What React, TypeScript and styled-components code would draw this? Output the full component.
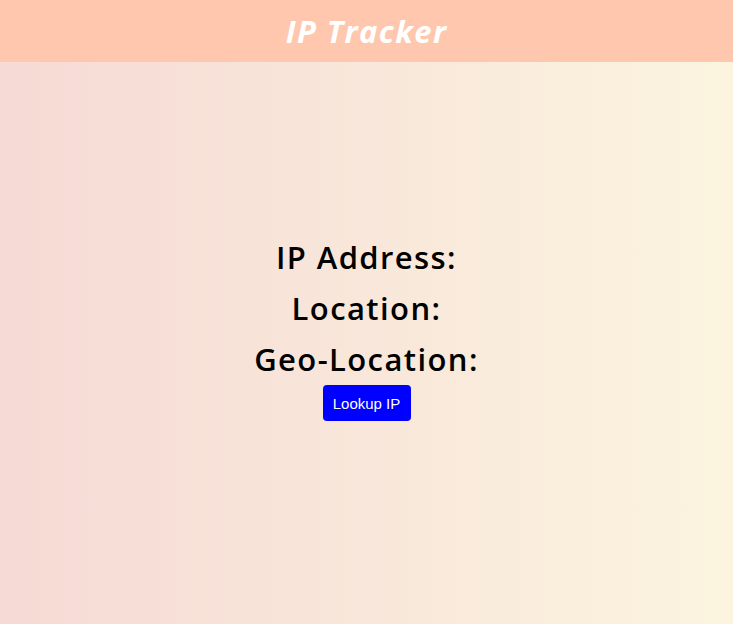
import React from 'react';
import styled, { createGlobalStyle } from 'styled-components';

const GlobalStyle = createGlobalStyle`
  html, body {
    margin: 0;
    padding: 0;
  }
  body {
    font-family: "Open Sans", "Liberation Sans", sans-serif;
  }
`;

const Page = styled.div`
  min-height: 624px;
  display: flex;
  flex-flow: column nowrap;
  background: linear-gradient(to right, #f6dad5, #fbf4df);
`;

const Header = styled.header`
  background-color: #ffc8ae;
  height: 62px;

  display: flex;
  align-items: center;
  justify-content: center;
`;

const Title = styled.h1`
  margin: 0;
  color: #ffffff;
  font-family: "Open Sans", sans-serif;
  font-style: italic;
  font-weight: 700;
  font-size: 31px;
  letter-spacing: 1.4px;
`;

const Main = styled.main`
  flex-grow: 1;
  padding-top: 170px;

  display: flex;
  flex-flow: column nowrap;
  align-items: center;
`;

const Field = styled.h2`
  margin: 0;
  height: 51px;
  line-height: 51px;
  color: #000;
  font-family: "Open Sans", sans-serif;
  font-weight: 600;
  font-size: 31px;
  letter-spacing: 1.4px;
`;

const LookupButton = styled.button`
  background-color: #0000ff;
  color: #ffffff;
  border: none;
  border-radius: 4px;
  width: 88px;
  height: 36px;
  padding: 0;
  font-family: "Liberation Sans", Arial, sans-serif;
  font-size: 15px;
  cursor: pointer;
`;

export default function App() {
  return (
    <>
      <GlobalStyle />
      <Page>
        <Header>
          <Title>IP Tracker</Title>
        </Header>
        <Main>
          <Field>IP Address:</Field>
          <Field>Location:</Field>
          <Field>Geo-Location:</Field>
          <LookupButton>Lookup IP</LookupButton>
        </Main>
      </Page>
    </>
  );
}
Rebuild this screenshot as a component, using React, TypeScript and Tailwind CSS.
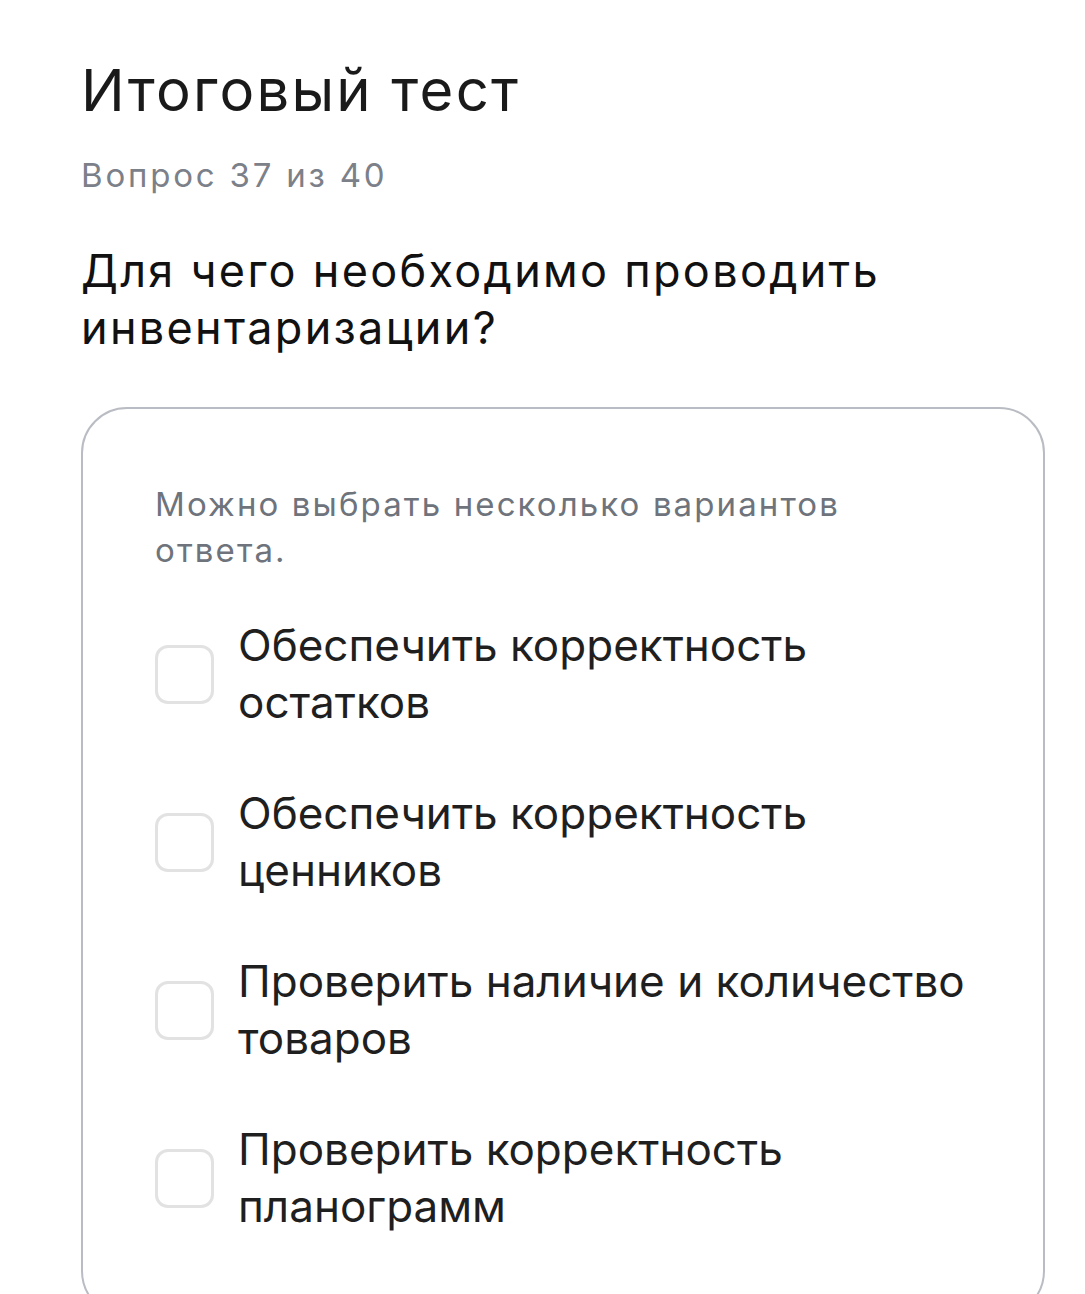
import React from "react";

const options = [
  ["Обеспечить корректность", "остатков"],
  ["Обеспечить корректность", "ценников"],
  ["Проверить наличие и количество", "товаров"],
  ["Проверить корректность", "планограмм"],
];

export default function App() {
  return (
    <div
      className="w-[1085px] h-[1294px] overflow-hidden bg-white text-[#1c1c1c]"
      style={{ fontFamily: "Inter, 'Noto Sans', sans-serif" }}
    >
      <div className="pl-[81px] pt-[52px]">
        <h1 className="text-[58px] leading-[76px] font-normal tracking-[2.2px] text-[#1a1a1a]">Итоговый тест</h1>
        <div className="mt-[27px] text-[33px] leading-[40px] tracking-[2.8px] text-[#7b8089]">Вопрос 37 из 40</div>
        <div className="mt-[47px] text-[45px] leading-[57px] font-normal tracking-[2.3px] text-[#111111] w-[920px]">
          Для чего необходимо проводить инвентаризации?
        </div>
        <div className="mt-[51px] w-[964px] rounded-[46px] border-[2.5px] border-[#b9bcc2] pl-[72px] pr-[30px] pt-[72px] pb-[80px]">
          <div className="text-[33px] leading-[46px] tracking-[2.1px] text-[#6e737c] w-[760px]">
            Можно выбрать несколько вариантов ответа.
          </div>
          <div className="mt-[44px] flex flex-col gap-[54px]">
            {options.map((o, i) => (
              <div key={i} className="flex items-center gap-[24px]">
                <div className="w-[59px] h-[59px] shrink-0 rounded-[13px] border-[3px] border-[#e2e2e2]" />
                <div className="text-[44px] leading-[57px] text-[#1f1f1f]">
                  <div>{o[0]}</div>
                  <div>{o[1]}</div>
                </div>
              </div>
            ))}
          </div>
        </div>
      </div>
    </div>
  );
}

» Given exercise
Copy out all the entries exactly. Images stay out of the copy.

» Final result
What React, TypeScript and styled-components code would draw this? Output the full component.
import React from 'react';
import styled, { createGlobalStyle } from 'styled-components';

const GlobalStyle = createGlobalStyle`
  html, body {
    margin: 0;
    padding: 0;
  }
  body {
    font-family: "Open Sans", "Liberation Sans", sans-serif;
  }
`;

const Page = styled.div`
  min-height: 624px;
  display: flex;
  flex-flow: column nowrap;
  background: linear-gradient(to right, #f6dad5, #fbf4df);
`;

const Header = styled.header`
  background-color: #ffc8ae;
  height: 62px;

  display: flex;
  align-items: center;
  justify-content: center;
`;

const Title = styled.h1`
  margin: 0;
  color: #ffffff;
  font-family: "Open Sans", sans-serif;
  font-style: italic;
  font-weight: 700;
  font-size: 31px;
  letter-spacing: 1.4px;
`;

const Main = styled.main`
  flex-grow: 1;
  padding-top: 170px;

  display: flex;
  flex-flow: column nowrap;
  align-items: center;
`;

const Field = styled.h2`
  margin: 0;
  height: 51px;
  line-height: 51px;
  color: #000;
  font-family: "Open Sans", sans-serif;
  font-weight: 600;
  font-size: 31px;
  letter-spacing: 1.4px;
`;

const LookupButton = styled.button`
  background-color: #0000ff;
  color: #ffffff;
  border: none;
  border-radius: 4px;
  width: 88px;
  height: 36px;
  padding: 0;
  font-family: "Liberation Sans", Arial, sans-serif;
  font-size: 15px;
  cursor: pointer;
`;

export default function App() {
  return (
    <>
      <GlobalStyle />
      <Page>
        <Header>
          <Title>IP Tracker</Title>
        </Header>
        <Main>
          <Field>IP Address:</Field>
          <Field>Location:</Field>
          <Field>Geo-Location:</Field>
          <LookupButton>Lookup IP</LookupButton>
        </Main>
      </Page>
    </>
  );
}
Rebuild this screenshot as a component, using React, TypeScript and Tailwind CSS.
import React from "react";

const options = [
  ["Обеспечить корректность", "остатков"],
  ["Обеспечить корректность", "ценников"],
  ["Проверить наличие и количество", "товаров"],
  ["Проверить корректность", "планограмм"],
];

export default function App() {
  return (
    <div
      className="w-[1085px] h-[1294px] overflow-hidden bg-white text-[#1c1c1c]"
      style={{ fontFamily: "Inter, 'Noto Sans', sans-serif" }}
    >
      <div className="pl-[81px] pt-[52px]">
        <h1 className="text-[58px] leading-[76px] font-normal tracking-[2.2px] text-[#1a1a1a]">Итоговый тест</h1>
        <div className="mt-[27px] text-[33px] leading-[40px] tracking-[2.8px] text-[#7b8089]">Вопрос 37 из 40</div>
        <div className="mt-[47px] text-[45px] leading-[57px] font-normal tracking-[2.3px] text-[#111111] w-[920px]">
          Для чего необходимо проводить инвентаризации?
        </div>
        <div className="mt-[51px] w-[964px] rounded-[46px] border-[2.5px] border-[#b9bcc2] pl-[72px] pr-[30px] pt-[72px] pb-[80px]">
          <div className="text-[33px] leading-[46px] tracking-[2.1px] text-[#6e737c] w-[760px]">
            Можно выбрать несколько вариантов ответа.
          </div>
          <div className="mt-[44px] flex flex-col gap-[54px]">
            {options.map((o, i) => (
              <div key={i} className="flex items-center gap-[24px]">
                <div className="w-[59px] h-[59px] shrink-0 rounded-[13px] border-[3px] border-[#e2e2e2]" />
                <div className="text-[44px] leading-[57px] text-[#1f1f1f]">
                  <div>{o[0]}</div>
                  <div>{o[1]}</div>
                </div>
              </div>
            ))}
          </div>
        </div>
      </div>
    </div>
  );
}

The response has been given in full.